ENTRIES:
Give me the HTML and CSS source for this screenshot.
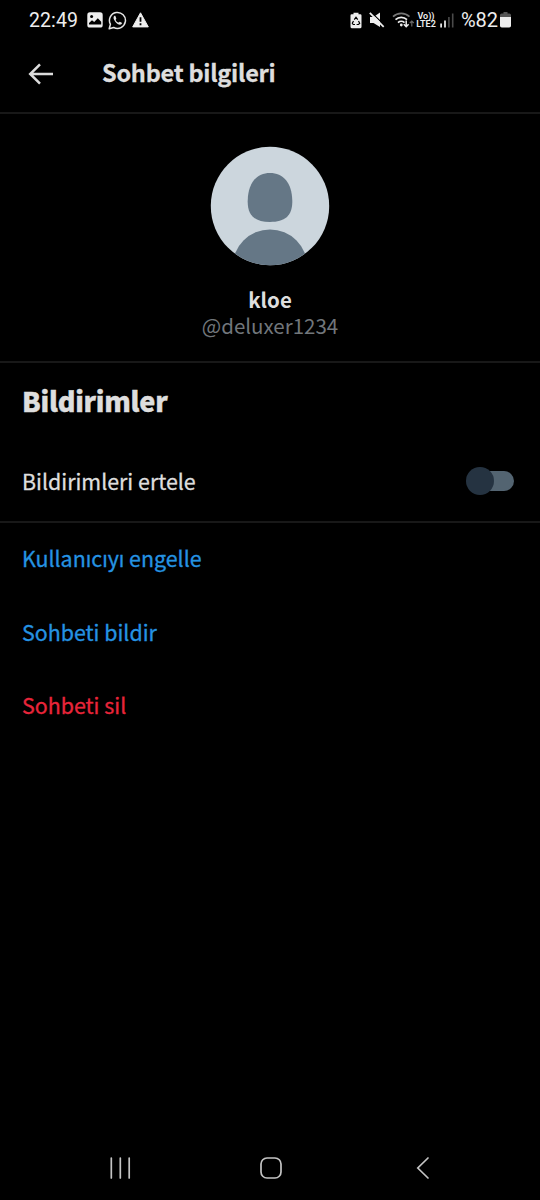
FILE: index.html
```html
<!DOCTYPE html>
<html lang="tr">
<head>
<meta charset="utf-8">
<title>Sohbet bilgileri</title>
<link rel="stylesheet" href="styles.css">
</head>
<body>
<div class="screen">
  <div class="status">
    <span class="clock">22:49</span>
    <svg class="s-image" width="16" height="16" viewBox="0 0 16 16"><rect x=".3" y=".3" width="15.4" height="15.2" rx="2.6" fill="#eee"/><circle cx="4.6" cy="4.6" r="1.5" fill="#000"/><path d="M2 12.5V11l3-2.8 2.2 1.8 3.6-3.7 3.4 3.4v2.8z" fill="#000"/></svg>
    <svg class="s-wa" width="19" height="19" viewBox="0 0 19 19"><path d="M1.2 17.8l1.2-4.6a8 8 0 1 1 3.3 3.3z" fill="none" stroke="#e6e6e6" stroke-width="1.5" stroke-linejoin="round"/><path d="M6.5 4.8c-1.6 1-1.2 3.5.8 5.9s4.500 3.700 6 2.500c.8-.6.8-1.300.5-1.500l-1.900-1c-.6-.2-.9.9-1.400.9-1-.2-2.500-1.700-2.900-2.700 0-.5.9-.8.700-1.500L7.400 5c-.2-.4-.6-.4-.9-.2z" fill="#e6e6e6"/></svg>
    <svg class="s-warn" width="17" height="16" viewBox="0 0 17 16"><path d="M8.500.8L16.300 14.900H.7z" fill="#eee" stroke="#eee" stroke-width="1" stroke-linejoin="round"/><path d="M8.500 5.200v4.600M8.500 11.300v2" stroke="#000" stroke-width="1.800"/></svg>
    <svg class="s-save" width="12" height="17" viewBox="0 0 12 17"><path d="M3.500.7h5v1.600h1.800q1.200 0 1.200 1.200v11.300q0 1.500-1.500 1.500H2q-1.500 0-1.500-1.500V3.500q0-1.200 1.200-1.200h1.800z" fill="#eee"/><path d="M4.300 7.700L6 5.200l1.700 2.500M8.500 9l1.200 2.300-1.200 1.200H6.600M5 12.500H3.200l-.9-1.200L3.500 9" fill="none" stroke="#000" stroke-width="1.200"/></svg>
    <svg class="s-mute" width="16" height="16" viewBox="0 0 16 16"><path d="M1 5.100h3.500L11 .5V15L4.500 11H1z" fill="#eee"/><path d="M1.700-.4L16 13.900" stroke="#000" stroke-width="1.200"/><path d="M.8.900L14.700 14.800" stroke="#eee" stroke-width="1.800"/></svg>
    <svg class="s-wifi" width="23" height="18" viewBox="0 0 23 18"><g fill="none" stroke-width="1.700"><path d="M1 5.700a12 12 0 0 1 16.500 0" stroke="#777"/><path d="M3.500 8.700a8.300 8.300 0 0 1 11.500 0M6 11.600a4.800 4.800 0 0 1 6.500 0" stroke="#eee"/><path d="M14.200 9.500v6M11.800 13.200l2.400 2.500 2.400-2.500" stroke="#eee" stroke-width="1.500"/><path d="M19.800 15.500v-5M17.800 12l2-2 2 2" stroke="#666" stroke-width="1.200"/></g><circle cx="9.300" cy="14" r="1.400" fill="#eee"/></svg>
    <div class="lte"><span class="vo">Vo))</span><span>LTE2</span></div>
    <svg class="s-signal" width="14" height="15" viewBox="0 0 14 15"><path d="M1.100 10.500v4M5 7.500v7" stroke="#eee" stroke-width="1.700"/><path d="M8.900 4v10.500M12.700.5v14" stroke="#4a4a4a" stroke-width="1.600"/></svg>
    <span class="percent">%82</span>
    <svg class="s-batt" width="11" height="16" viewBox="0 0 11 16"><path d="M3.500 0h4v1.500h1.800Q11 1.500 11 3v2H0V3q0-1.500 1.700-1.500h1.800z" fill="#555"/><path d="M0 5h11v8.700Q11 15.500 9.200 15.500H1.800Q0 15.500 0 13.700z" fill="#eee"/></svg>
  </div>

  <header class="bar">
    <svg class="back" width="26" height="22" viewBox="0 0 26 22"><path d="M25 11H2M12 1.300L2.200 11l9.800 9.700" fill="none" stroke="#dcdcdc" stroke-width="2.500"/></svg>
    <h1 class="title">Sohbet bilgileri</h1>
  </header>

  <section class="profile">
    <svg class="avatar" width="120" height="120" viewBox="0 0 120 120"><defs><clipPath id="disc"><circle cx="60" cy="60" r="59.200"/></clipPath></defs><g clip-path="url(#disc)"><rect width="120" height="120" fill="#ccd6dd"/><path d="M60 27c13 0 22 9.500 22.300 28 .2 15-7.300 21-22.300 21s-22.500-6-22.300-21C38 36.500 47 27 60 27z" fill="#657786"/><circle cx="60" cy="121" r="37.500" fill="#657786"/></g></svg>
    <div class="name">kloe</div>
    <div class="handle">@deluxer1234</div>
  </section>

  <section class="notifications">
    <h2 class="heading">Bildirimler</h2>
    <div class="setting">
      <span class="label">Bildirimleri ertele</span>
      <span class="switch"><span class="thumb"></span><span class="track"></span></span>
    </div>
  </section>

  <section class="actions">
    <div class="action block">Kullanıcıyı engelle</div>
    <div class="action report">Sohbeti bildir</div>
    <div class="action delete">Sohbeti sil</div>
  </section>

  <nav class="nav">
    <svg width="22" height="24" viewBox="0 0 22 24"><path d="M2.300 2v20M11.300 2v20M20.200 2v20" stroke="#c4c4c4" stroke-width="1.700" stroke-linecap="round"/></svg>
    <svg class="home" width="24" height="24" viewBox="0 0 24 24"><rect x="2" y="2" width="20" height="20" rx="6" fill="none" stroke="#c4c4c4" stroke-width="1.700"/></svg>
    <svg width="14" height="24" viewBox="0 0 14 24"><path d="M12 2L1.800 12 12 22" fill="none" stroke="#c4c4c4" stroke-width="1.700" stroke-linecap="round"/></svg>
  </nav>
</div>
</body>
</html>
```
FILE: styles.css
```css
* { box-sizing: border-box; }
body { margin: 0; background: #000; }
h1, h2 { margin: 0; }
svg { display: block; flex: none; }
.screen {
  width: 540px;
  height: 1200px;
  display: flex;
  flex-direction: column;
  background: #000;
  color: #dedede;
  font-family: "Noto Sans CJK SC", "Noto Sans", sans-serif;
  white-space: nowrap;
}
.status {
  height: 40px;
  display: flex;
  align-items: center;
  padding-left: 29px;
  font-family: Roboto, sans-serif;
  color: #eee;
}
.clock { width: 58px; font-size: 19.5px; letter-spacing: 0.1px; }
.s-wa { margin-left: 5px; }
.s-warn { margin-left: 5px; }
.s-save { margin-left: 201px; }
.s-mute { margin-left: 7px; }
.s-wifi { margin-left: 7px; }
.lte {
  width: 20px;
  margin-left: 1px;
  display: flex;
  flex-direction: column;
  align-items: center;
  font-size: 9px;
  line-height: 8.5px;
  font-weight: 600;
}
.s-signal { margin-left: 4px; }
.percent { width: 38px; margin-left: 7px; font-size: 20px; letter-spacing: -0.1px; }
.s-batt { margin-left: 1px; }
.bar {
  height: 74px;
  display: flex;
  align-items: center;
  padding: 0 0 4px 28px;
  border-bottom: 2px solid #181818;
}
.title {
  margin-left: 48px;
  padding-bottom: 4px;
  font-size: 23.5px;
  line-height: 34px;
  font-weight: 700;
  letter-spacing: -0.25px;
  -webkit-text-stroke: 0.3px;
}
.profile {
  height: 249px;
  display: flex;
  flex-direction: column;
  align-items: center;
  padding-top: 32px;
  border-bottom: 2px solid #181818;
}
.name { margin-top: 20px; font-size: 20.5px; line-height: 26px; font-weight: 700; }
.handle { font-size: 20.5px; line-height: 26px; color: #71767b; }
.notifications { height: 160px; border-bottom: 2px solid #181818; }
.heading {
  height: 79px;
  padding-left: 22px;
  font-size: 27px;
  line-height: 76px;
  font-weight: 900;
  letter-spacing: -0.25px;
  -webkit-text-stroke: 0.4px;
}
.setting {
  height: 79px;
  display: flex;
  align-items: center;
  justify-content: space-between;
  padding: 0 26px 1px 22px;
  font-size: 21.4px;
}
.label { line-height: 32px; padding-bottom: 1px; -webkit-text-stroke: 0.3px; }
.switch { display: flex; align-items: center; }
.thumb { width: 28px; height: 28px; border-radius: 50%; background: #253341; z-index: 1; }
.track {
  width: 38px;
  height: 20px;
  margin-left: -18px;
  border-radius: 10px;
  background: #536471;
}
.actions { padding-left: 22px; font-size: 21.4px; -webkit-text-stroke: 0.3px; }
.action { height: 73.5px; line-height: 70px; color: #2593e2; }
.delete { color: #e9253a; }
.nav {
  height: 64px;
  margin-top: auto;
  display: flex;
  align-items: center;
  justify-content: space-between;
  padding: 0 110px 0 109px;
}
.home { margin-right: 6px; }
```
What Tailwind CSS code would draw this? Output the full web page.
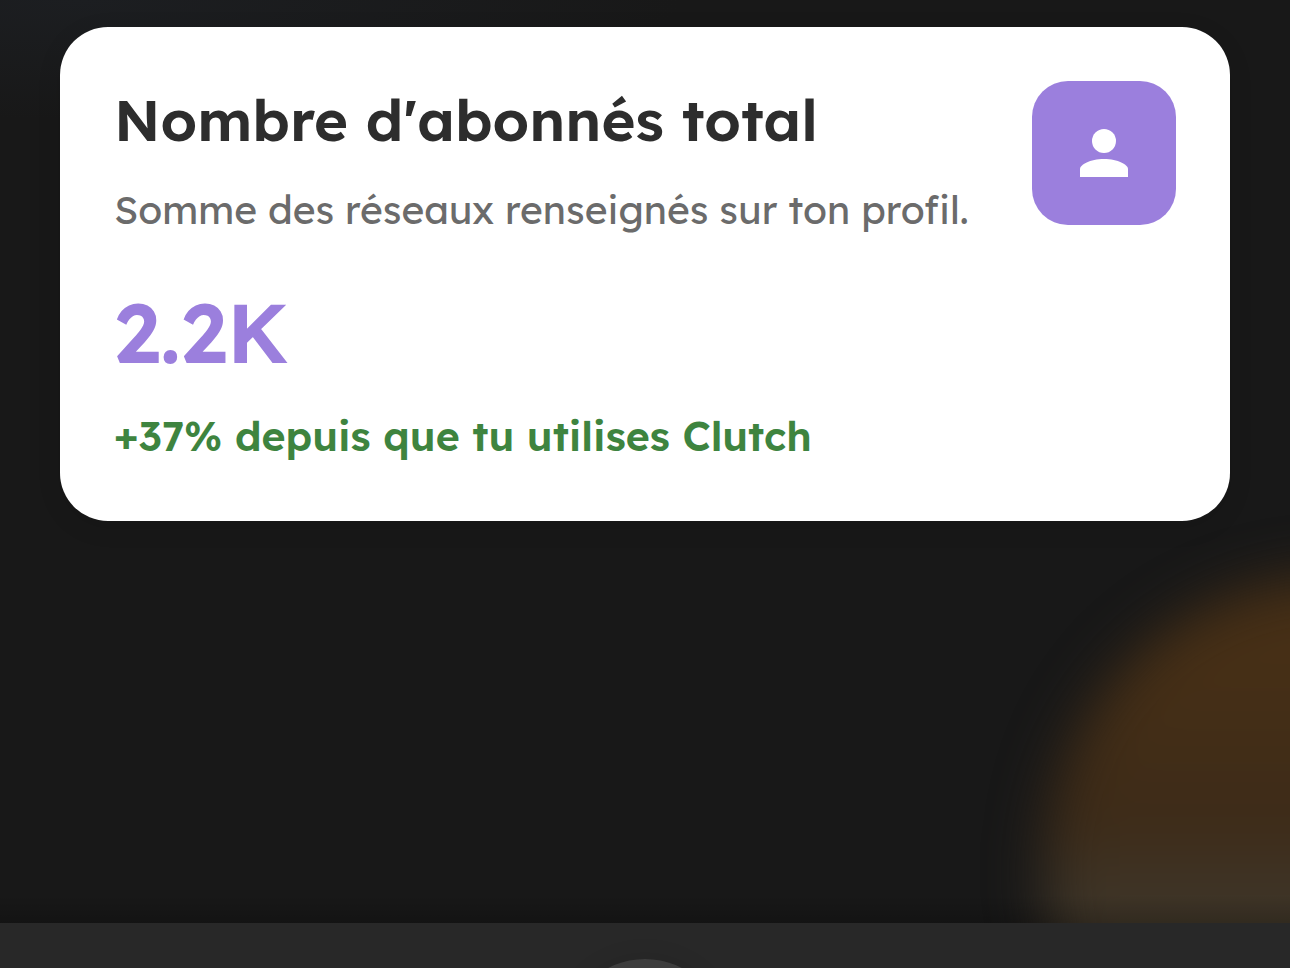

WHAT TO DO:
Above are some records. Report the number of their lines that include "this", and add nothing else.

SOLUTION TO THE PROBLEM:
2